The collection of violins to be evaluated will be expanded by several extra examples built by professional makers from diverse countries and backgrounds. They will provide their own wood, which must be within a specified density range, and they will retain ownership of their work. The parts will also be cut by CNC. While the school instruments will be built to very strict specifications, the external makers are free to decide how to make the best use of the wood that they have selected. However, we are asking them to document their work in some detail.
Sam Zygmuntowicz and Joshua Bell have kindly allowed us access to the CT data for the ‘Huberman’ Stradivari to use as the model for our violins. Although we could have concocted a perfectly viable model to replicate, we felt that using a prestigious original would add excitement to the project, plus a couple of extra learning dimensions. Actually working on a close replica of an original plate or scroll is an encounter that might lead to a better internalisation of the shape than is provided by the more usual routine of working from templates. Students will also learn something about CT and the potentially contentious CAD wizardry employed in generating the files that control the CNC router. For some this heralds the death of violin making as we know it, but obviously these technologies are here to stay and we believe it prudent to understand them and make informed choices about their use.

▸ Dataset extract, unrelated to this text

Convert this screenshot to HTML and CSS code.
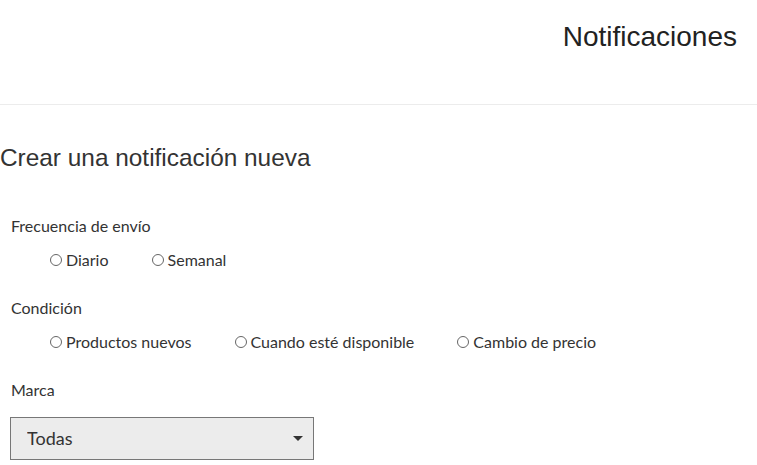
FILE: index.html
```html
<!DOCTYPE html>
<html lang="es">
<head>
  <meta charset="UTF-8" />
  <meta name="viewport" content="width=device-width, initial-scale=1.0"/>
  <title>Notificaciones</title>
  <link rel="stylesheet" href="styles.css">
</head>
<body>
  <header class="page-header">
    <h1>Notificaciones</h1>
  </header>

  <main class="content">
    <h2>Crear una notificación nueva</h2>

    <form class="notify-form">
      <div class="field">
        <span class="field-label">Frecuencia de envío</span>
        <div class="options">
          <label class="option"><input type="radio" name="frequency" value="daily"> Diario</label>
          <label class="option"><input type="radio" name="frequency" value="weekly"> Semanal</label>
        </div>
      </div>

      <div class="field">
        <span class="field-label">Condición</span>
        <div class="options">
          <label class="option"><input type="radio" name="condition" value="new"> Productos nuevos</label>
          <label class="option"><input type="radio" name="condition" value="stock"> Cuando esté disponible</label>
          <label class="option"><input type="radio" name="condition" value="price"> Cambio de precio</label>
        </div>
      </div>

      <div class="field">
        <label class="field-label" for="brand">Marca</label>
        <div class="select-wrap">
          <select id="brand">
            <option>Todas</option>
          </select>
        </div>
      </div>
    </form>
  </main>
</body>
</html>
```

FILE: styles.css
```css
body {
  margin: 0;
  font-family: "Liberation Sans", Arial, sans-serif;
  color: #333;
  background: #fff;
}

.page-header {
  height: 104px;
  border-bottom: 1px solid #ececec;
  display: flex;
  justify-content: flex-end;
  padding-right: 20px;
}

.page-header h1 {
  margin: 21px 0 0;
  font-size: 28px;
  font-weight: normal;
  color: #222;
}

.content h2 {
  margin: 39px 0 0;
  font-size: 24.4px;
  font-weight: normal;
  color: #333;
}

.notify-form {
  padding: 44px 10px 0;
  font-family: Lato, sans-serif;
  font-size: 16px;
}

.field {
  margin-bottom: 28px;
}

.field:last-child {
  margin-bottom: 0;
}

.field-label {
  display: block;
  margin: 0 0 0 1px;
  line-height: 20px;
}

.options {
  display: flex;
  padding: 14px 0 0 40px;
}

.option {
  display: flex;
  align-items: center;
  margin-right: 43px;
  line-height: 20px;
}

.option input {
  appearance: none;
  width: 12px;
  height: 12px;
  margin: 0 4px 0 0;
  border: 1px solid #666;
  border-radius: 50%;
  background: #fff;
}

.select-wrap {
  position: relative;
  width: 304px;
  margin-top: 17px;
}

.select-wrap select {
  appearance: none;
  width: 100%;
  height: 43px;
  padding: 0 16px 2px;
  border: 1px solid #777;
  border-radius: 0;
  background: #ececec;
  font-family: inherit;
  font-size: 18px;
  color: #333;
}

.select-wrap::after {
  content: "";
  position: absolute;
  right: 11px;
  top: 19px;
  border-left: 5px solid transparent;
  border-right: 5px solid transparent;
  border-top: 5px solid #333;
}
```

Since BELE is in the same building as the Conservatorio Profesional de Música Juan Crisóstomo Arriaga, we have access to an excellent recital room and concert hall for our evaluation work. Previous experience with playing and listening tests show that those who only listen are less consistent than players. Players have much more information on which to base their judgements, and are more self-consistent, but they do not always agree with each other or the listeners. Among other evaluation methods, we plan to use sorting by free categorisation: musicians will be asked to group the violins according to how similar or different they are, using as many or few groups as they feel are needed. When this method has been used in previous experiments, different musicians made similar groupings, though offering different explanations for their decisions. Up to a point, we can slip through the linguistic minefield: individuals attach different meanings to the same word and it can be difficult to tell exactly what they intend. We will consider directly how the configurations of plate characteristics (as embodied in a particular violin) are ranked and how far such configurations can be characterised by verbal description or acoustic measurements. We hope this will enable us and other makers to identify where our instrument lies in terms of these characteristics and therefore how we could move in a desired direction.
The evaluation phase will take place next year. The plans are still a work in progress but we envisage a public event where people who are interested can hear the violins, examine and play them. Several detailed publications will also be produced.